Bad Gay: Episode 2

Photo courtesy of BigStock/Dani Hoz
Photo courtesy of BigStock/Dani Hoz

Let me tell you what sex is like for a post-menopausal woman: it ain’t nothin’ to write home about. Yes, it still feels nice, but it is no longer the motivating force in your life. You rarely give it a thought until you’ve somehow stumbled into bed with someone on your way to do something else.  

“I used to be pretty good at this,” I thought to myself earlier this week when I wandered into our bedroom to find that my spouse had lit candles, huskily ordered Alexa to play Barry White, and was perched naked on top of the covers. 

“Get in here!” she demanded, telling me we had only a half-hour to get the sex done before my stepson returned home. So, that gave me less than an hour to:

  1. Remember how to have sex (it had been several months).
  2. Forget that we’ve been on the verge of divorce for over a year.
  3. Erase from my rattled brain that just the day before she had screamed at me for a solid hour while driving like a lunatic around and around our block with the car windows down for all the neighbors to hear.

And I had to do all of this while ignoring the fact that she kept checking her phone to track the movements of my stepson as he creeped ever closer to our home. 

Suffice it to say, I faked my orgasm. But it was still nice. Certainly nicer than getting screamed at for an hour.

When I entered peri-menopause in my late 40s, I was alarmed at my diminishing libido. Since early adulthood, my sex drive had been a constant companion. It was a scamp! Always there to distract me from boredom and lure me into any number of madcap misadventures. It was the driving force behind so many bad decisions, but I never held that against it. 

I was born in the mid-1960s. I know you youngsters think of the ‘60s and early ’70s as a time of freewheeling sex and love and merrily wallowing in the mud at Woodstock with a bunch of hippies. But what you forget is that Richard Nixon was elected president in 1968. Richard Nixon—not free love—was the America of my youth.

My parents weren’t prudes. They were sophisticated. My mom wore Pucci cocktail pajamas and hosted fondue parties! And my dad—unlike a lot of the Neandertals of his generation—treated my mom as an equal partner. Yet, when it came to their views on sex, they were both very much of their generation.

When I was in middle school, my mom found Judy Blume’s racy book Wifey under my bed. This book had been passed around the lunchroom for months and it had finally fallen into my sweaty hands. When I arrived home from school, I was greeted by my mom, wielding a vodka tonic in one hand and Wifey in the other, screaming at me for my depravity. Thanks, mom, for creating the template that dictates I can only fall in love with women who scream at me.
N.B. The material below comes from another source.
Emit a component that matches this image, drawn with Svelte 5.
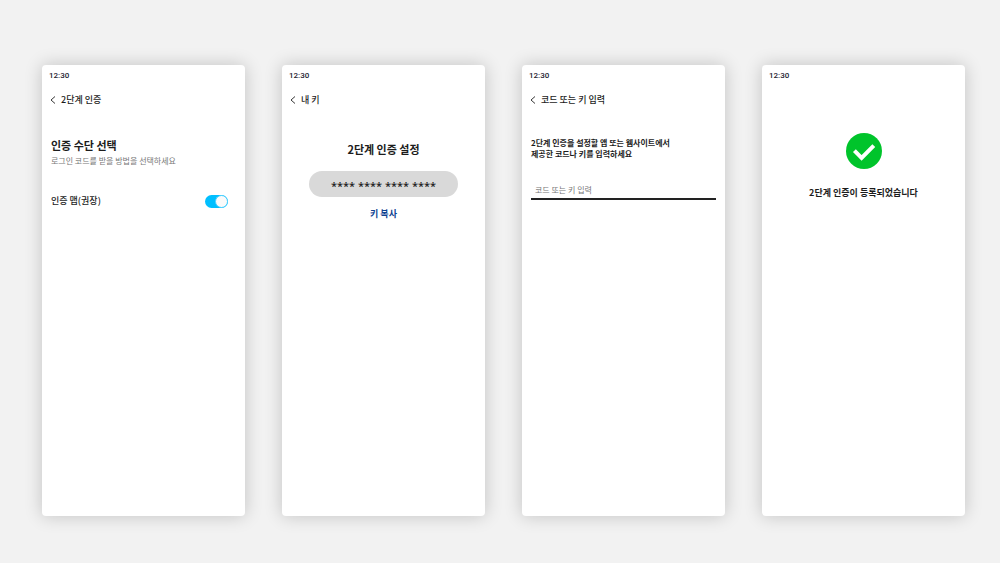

(P.S. I later found Wifey on my mother’s nightstand. She had wrapped it in the jacket of another book to hide that she was reading and—I’m certain—enjoying it.)

This shamed me into sexual hibernation until my early 20s when I realized I was gay and all hell broke loose. 

Sex was a wonderful surprise! I was delighted that—for me—the act was never mired in guilt or shame despite my mother’s best efforts.

Sex was fun! It created constant drama! It made me obsess over women who weren’t very nice to me! 

And, then, it was over.

As I entered menopause and my body began leaching hormones, sex became like a best friend who moves to Europe. After the initial grief, the intensity of your relationship fades. You think of it wistfully but almost never bother to pick up the phone to chat. 

After sex stops dominating your thoughts, your mind becomes much less focused on the endless chasing of your youth and much more focused on grounding. Suddenly, I understood why so many middle-aged women take up gardening with such gusto.